The rule suggested by the learned author is undoubtedly just and reasonable and would avoid the difficulty of invoking the principle of "necessary implication" which is always an uncertain rule.

Professor W. Friedman examined the question in chapter 12 of his book "Law & Social Change" and opined that this rule of interpretation should no longer be applied. His conclusion is:-

"The rule that the Crown is not bound by statutes except when specially mentioned or by necessary implication is socially and politically objectionable, nor is it legally compelling. It is the exception to the rule which should be developed by courts, not the rule itself. The application of the rule should be limited to such cases where an overwhelming public interest demands that the Crown should be exempt."

After the Constitution the Calcutta High Court declined to apply this rule of construction Corporation of Calcutta v. The Director of Rationing, AIR 1955 Cal 282.

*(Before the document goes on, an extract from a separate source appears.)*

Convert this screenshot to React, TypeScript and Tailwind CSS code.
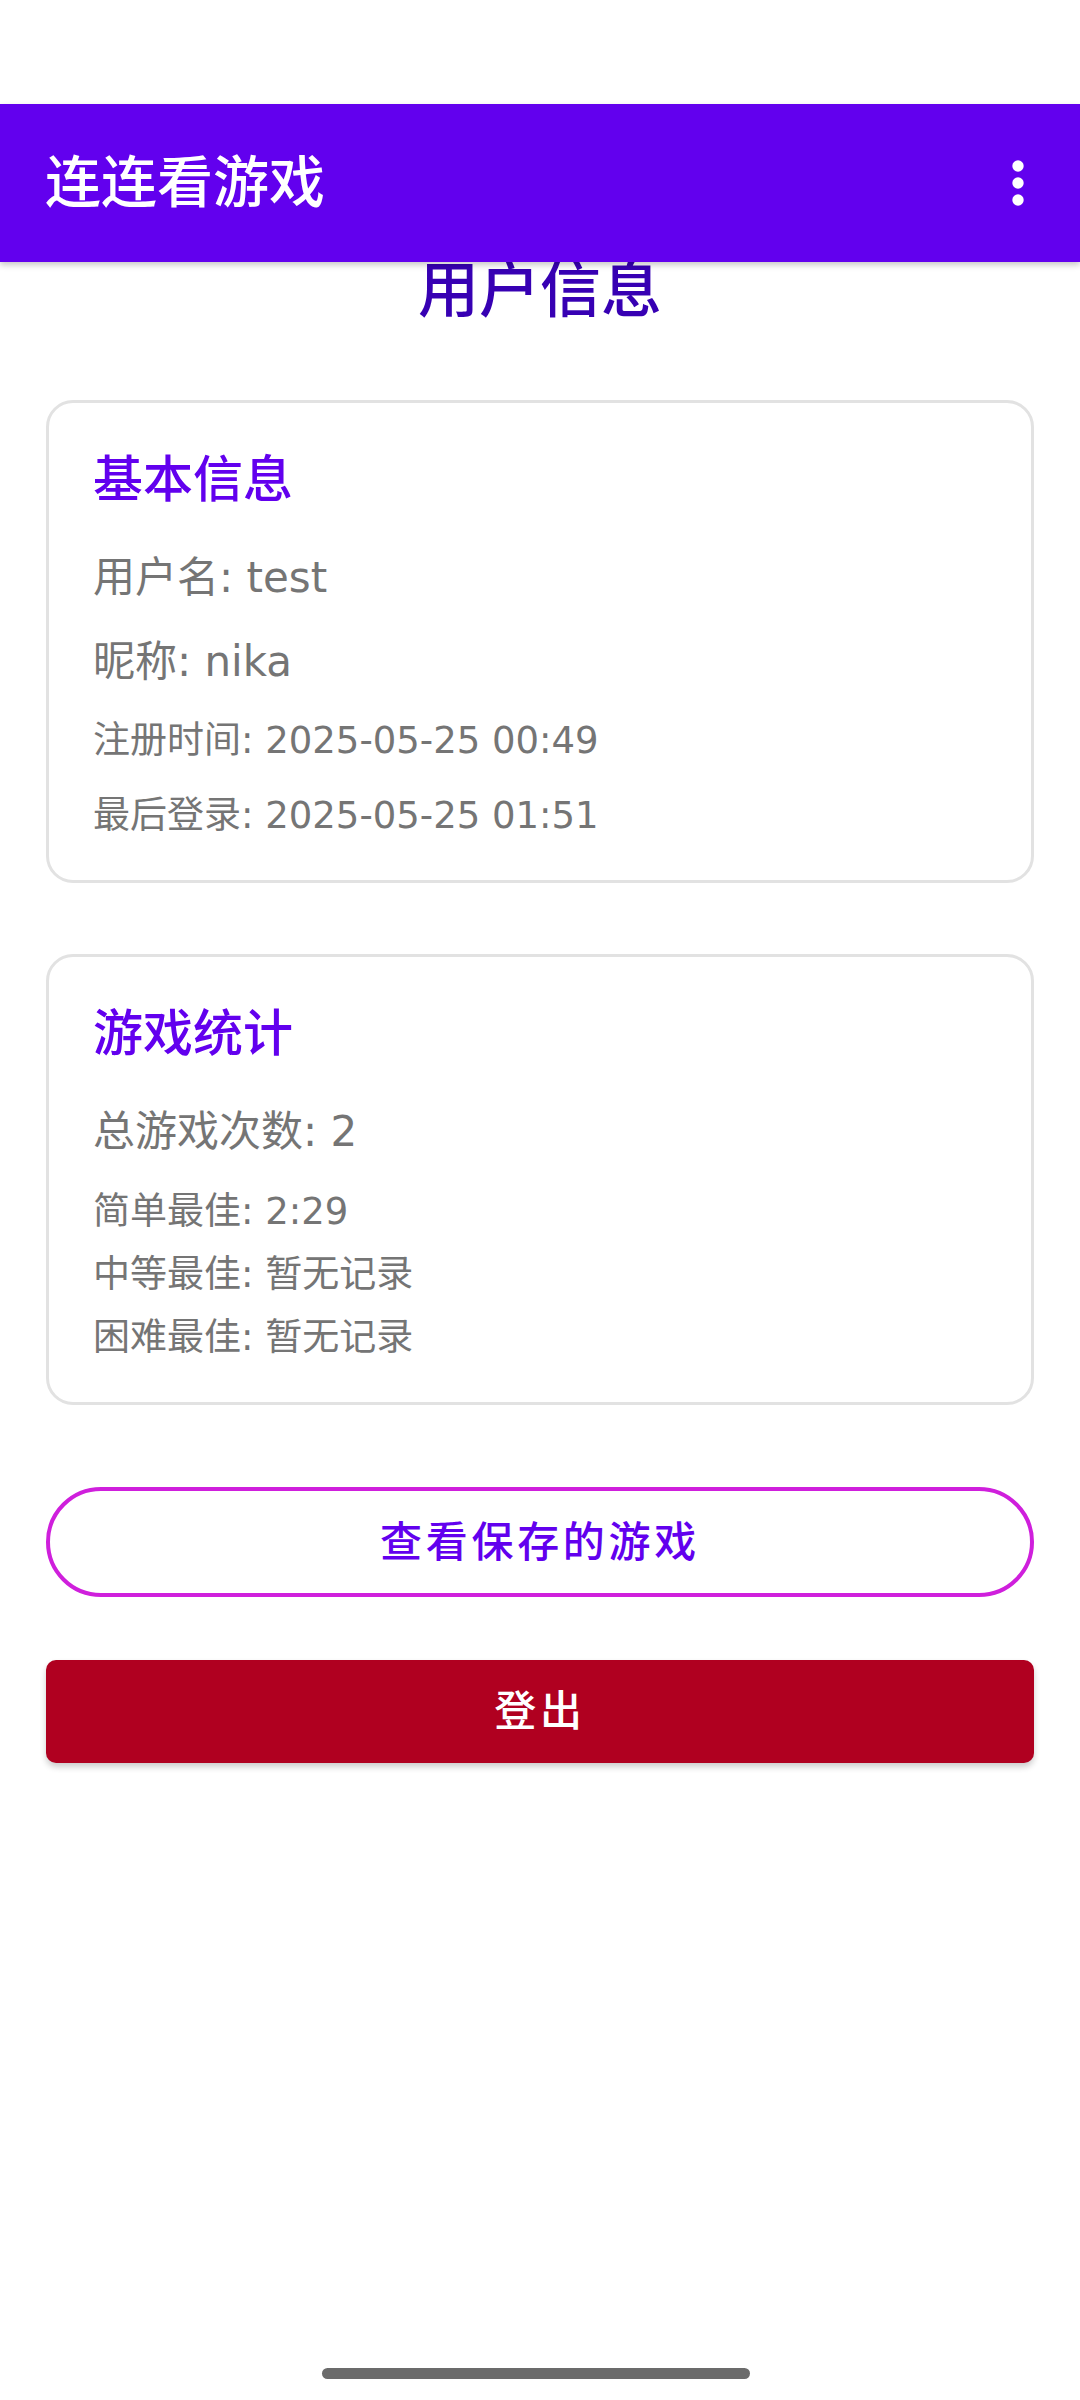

59. If simplification is to be achieved, it is suggested, that a provision may be made in the General Clauses Act stating the rule in the terms suggested by Glanville Williams and that in respect of Acts passed after a particular date the rule should apply. But then the difficulty would arise regarding Acts passed before the Constitution when the British sovereignty existed and Acts passed after the Constitution before the appointed date. It should be possible, though it may be a difficult task, to examine which of those Acts bind the State and then to initiate suitable legislation.